Francis Schlatter – shrouded in mystery
One
evening in 1895, when Alderman E.L. Fox, one of the town fathers of
Denver, Colorado, opened the local evening newspaper, he saw a headline
saying "Miraculous healings by the remarkable French-American Francis
Schlatter". He
was thrilled and decided to visit Schlatter and to ask him for help for
his starting deafness and a painful chronic renal disease. The
next day he traveled to Albuquerque, New Mexico, and found the healer
in a small house in the old town. He was so besieged by visitors that
there seemed to be a lack of air for breathing. "From the very first
moment when I saw the healer I felt that I would be healed and my hopes
were confirmed. I stayed there for a week and saw how powerful a healer
this man was", Fox said later.
He
invited Schlatter to come to Denver and sent him a ticket for the
train. Schlatter arrived in Denver in the night of August 23. He started
his healing sessions and treated between 700 and 2000 persons a day.

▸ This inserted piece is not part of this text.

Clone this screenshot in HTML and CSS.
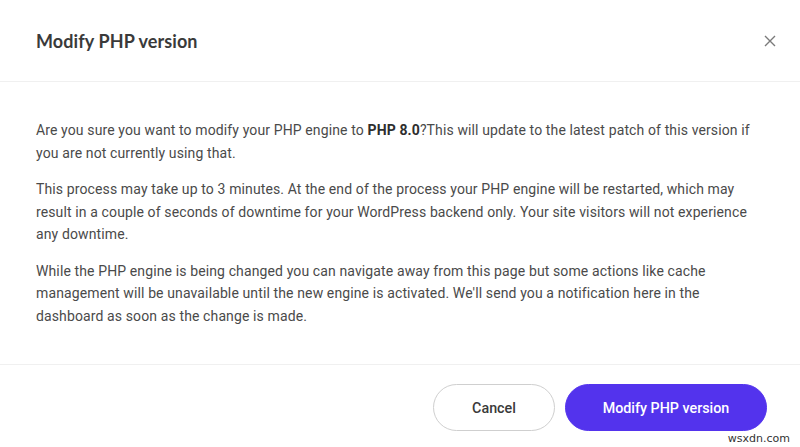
FILE: index.html
```html
<!DOCTYPE html>
<html lang="en">
<head>
    <meta charset="UTF-8">
    <meta name="viewport" content="width=device-width, initial-scale=1.0">
    <title>Modify PHP version</title>
    <link rel="stylesheet" href="styles.css">
</head>
<body>
    <div class="modal">
        <div class="modal-header">
            <h1 class="modal-title">Modify PHP version</h1>
            <button class="close-btn" aria-label="Close">
                <svg width="12" height="12" viewBox="0 0 12 12">
                    <path d="M1 1 L11 11 M11 1 L1 11" stroke="#7a7a7a" stroke-width="1.4" fill="none"/>
                </svg>
            </button>
        </div>
        <div class="modal-body">
            <p>Are you sure you want to modify your PHP engine to <strong>PHP 8.0</strong>?This will update to the latest patch of this version if you are not currently using that.</p>
            <p>This process may take up to 3 minutes. At the end of the process your PHP engine will be restarted, which may result in a couple of seconds of downtime for your WordPress backend only. Your site visitors will not experience any downtime.</p>
            <p>While the PHP engine is being changed you can navigate away from this page but some actions like cache management will be unavailable until the new engine is activated. We'll send you a notification here in the dashboard as soon as the change is made.</p>
        </div>
        <div class="modal-footer">
            <button type="button" class="btn btn-cancel">Cancel</button>
            <button type="button" class="btn btn-primary">Modify PHP version</button>
        </div>
        <div class="watermark">wsxdn.com</div>
    </div>
</body>
</html>
```

FILE: styles.css
```css
body {
    margin: 0;
    background-color: #fff;
    font-family: Roboto, "Liberation Sans", sans-serif;
    color: #4a4a4a;
}

.modal {
    position: relative;
    width: 800px;
    height: 447px;
    overflow: hidden;
}

.modal-header {
    display: flex;
    justify-content: space-between;
    align-items: center;
    height: 81px;
    padding: 0 22px 0 36px;
    border-bottom: 1px solid #f0f0f0;
}

.modal-title {
    margin: 0;
    font-family: Lato, "Open Sans", sans-serif;
    font-size: 18px;
    font-weight: 700;
    color: #3a3a3a;
    letter-spacing: 0.1px;
}

.close-btn {
    background: none;
    border: none;
    padding: 0;
    width: 16px;
    height: 16px;
    display: flex;
    align-items: center;
    justify-content: center;
    cursor: pointer;
}

.modal-body {
    height: 283px;
    box-sizing: border-box;
    padding: 37px 36px 0 36px;
    border-bottom: 1px solid #f0f0f0;
}

.modal-body p {
    margin: 0 0 14px;
    font-size: 14px;
    line-height: 22.5px;
    letter-spacing: 0.12px;
}

.modal-body strong {
    color: #2e2e2e;
}

.modal-footer {
    display: flex;
    justify-content: flex-end;
    gap: 10px;
    padding: 19px 33px 0 0;
}

.btn {
    height: 47px;
    border-radius: 24px;
    font-family: Roboto, "Liberation Sans", sans-serif;
    font-size: 14.3px;
    font-weight: 500;
    cursor: pointer;
}

.btn-cancel {
    width: 122px;
    background: #fff;
    border: 1px solid #cfcfcf;
    color: #3a3a3a;
}

.btn-primary {
    width: 202px;
    background: #5333ed;
    border: 1px solid #5333ed;
    color: #fff;
}

.watermark {
    position: absolute;
    right: 10px;
    bottom: 2px;
    font-family: "DejaVu Sans", sans-serif;
    font-size: 11px;
    color: #333;
}
```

His method mainly was to take the help-seeking people’s hands into his
and to hold them for a short while. When he did that, the patients felt a
slight electric shock and a tickle, followed by heat in one hand and
cold in the other one. He gave healings for all sorts of illnesses. The
news about his successes were spread all over the country, the
newspapers published lots of articles and help-seekers came in crowds
from everywhere in the US. Schlatter held non-stop healing sessions
during six hours every day.
This
went on till the evening of November 13. He went to bed that night as
usual after having read in the bible for a little while. At six o’clock
next morning, the time when he used to rise, his room was completely
quiet. Fox opened the door of Schlatter’s room. His
bed was empty and on his cushion he found a letter with the following
text: “Mr Fox, my mission is finished and Father takes me away. Good
bye, Francis Schlatter, Nov. 13.“
Schlatter was never seen again.
Bruno Gröning – subject of high esteem, and pursuit
Bruno
Gröning, born in 1906 in Danzig, who emigrated to West Germany as an
expellee from former East German territories after World War 2, worked
as a carpenter, factory worker and docker, telegram messenger and
low-voltage electrician before he came into the focus of public
interest. The climax of his activity was in the fifties. In
1949, the name of Bruno Gröning became famous overnight. Press, radio
and newsreel reported about his healings. Never before, a healer had
attracted so much attention in the German-speaking area.
He became target of pilgrimage for thousands of people seeking healing.
In all classes of population, there were violent discussions and a lot
of dispute about the case of Bruno Gröning. Emotional waves rose very
high. Clerical people, physicians, journalists, the legal and
political world as well as psychologists, everybody was talking about
Bruno Gröning: some considered his miraculous healings a gift of mercy
from a superior power, others said he was a charlatan. But his healings
were fact and confirmed by medical examinations.